” The last day of October in 1777, Colonel Jonathan Hamilton came out of his high house on the river bank with a handsome, impatient company of guests, all Berwick gentlemen. They stood on the flagstones, watching a coming boat that was just within sight under the shadow of the pines of the farther shore, and eagerly passed from hand to hand a spyglass covered with worn red morocco leather. “
‘The Tory Lover’ by Sarah Orne Jewett (1901)
Hamilton House is another property of Historic New England. This beautiful house is situated overlooking a peaceful and very wide stretch of the Salmon Falls River, just a couple of miles outside the town of South Berwick, Maine. It wasn’t always like this. When it was built in 1785 Jonathan Hamilton’s graceful Georgian home overlooked his busy shipping and ship building business and quayside.
The decor of the house today reflects the more recent ownership of Emily Tyson and her stepdaughter Elise. The Tysons made it their summer retreat during the late 19th and early 20th centuries. This “Colonial Revival” style characterises the house today. Again no photography is allowed inside but it’s a large, light and airy summer house with breathtaking painted murals on the walls of the downstairs reception rooms. There are antiques, hooked rugs and other handcrafted decorative arts in all rooms.
The house has limited opening hours but the beautiful garden is free for all to visit and admire daily from dawn to dusk.
Sayward-Wheeler House is in York Harbor and like The Hamilton House stands on a bank above a wide river – in this case the York River.

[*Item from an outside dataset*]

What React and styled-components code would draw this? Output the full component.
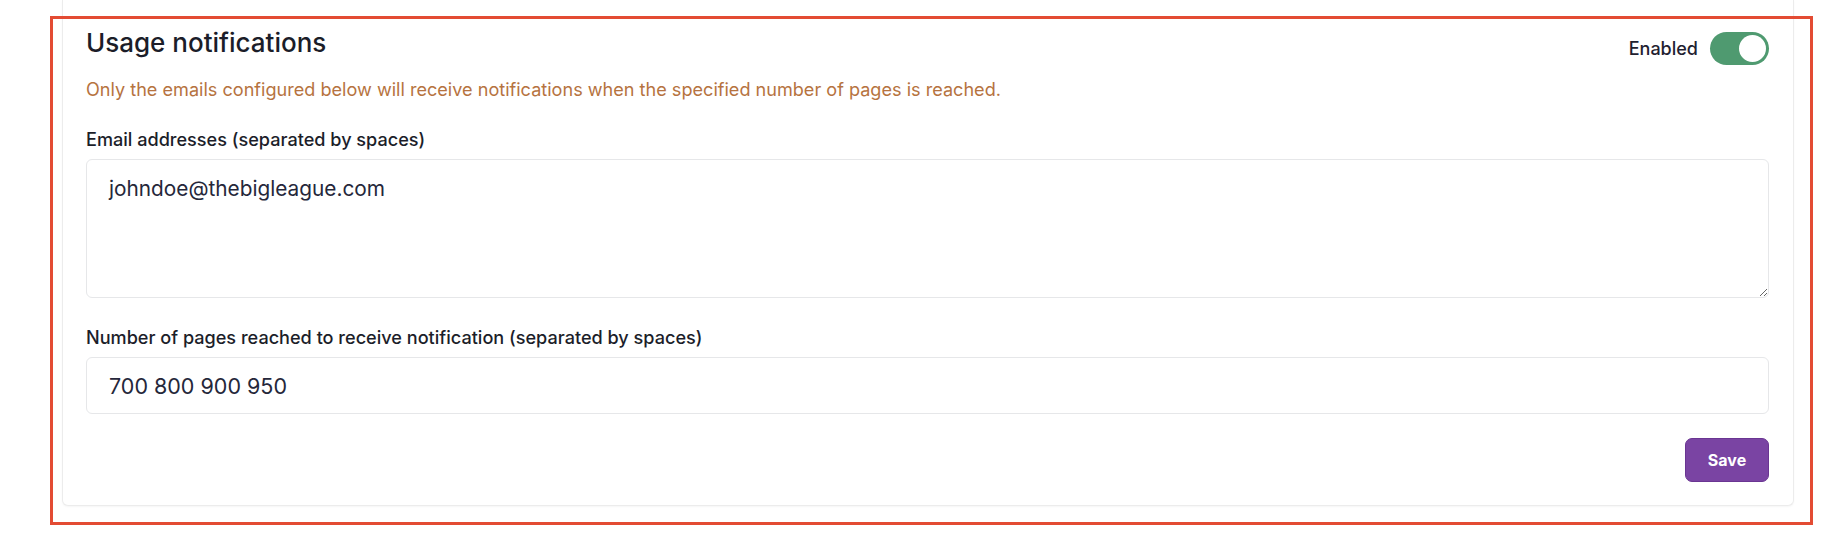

On the obligatory house tour we are told that this house is unique amongst all 36 Historic New England properties in that it is the least changed over the centuries with virtually all its original furnishings, including wall coverings, in tact. The most curious room in the house is the Parlour where the larger items of furniture (that can be dated back to when the house was built) never fitted properly! A clock has had its finials removed, a cabinet, too tall for the room, had its pediment removed and it’s always been a mystery as to how the sideboard ever got into the room in the first place – by its dimensions it could not fit through any of the room’s doorways in any direction!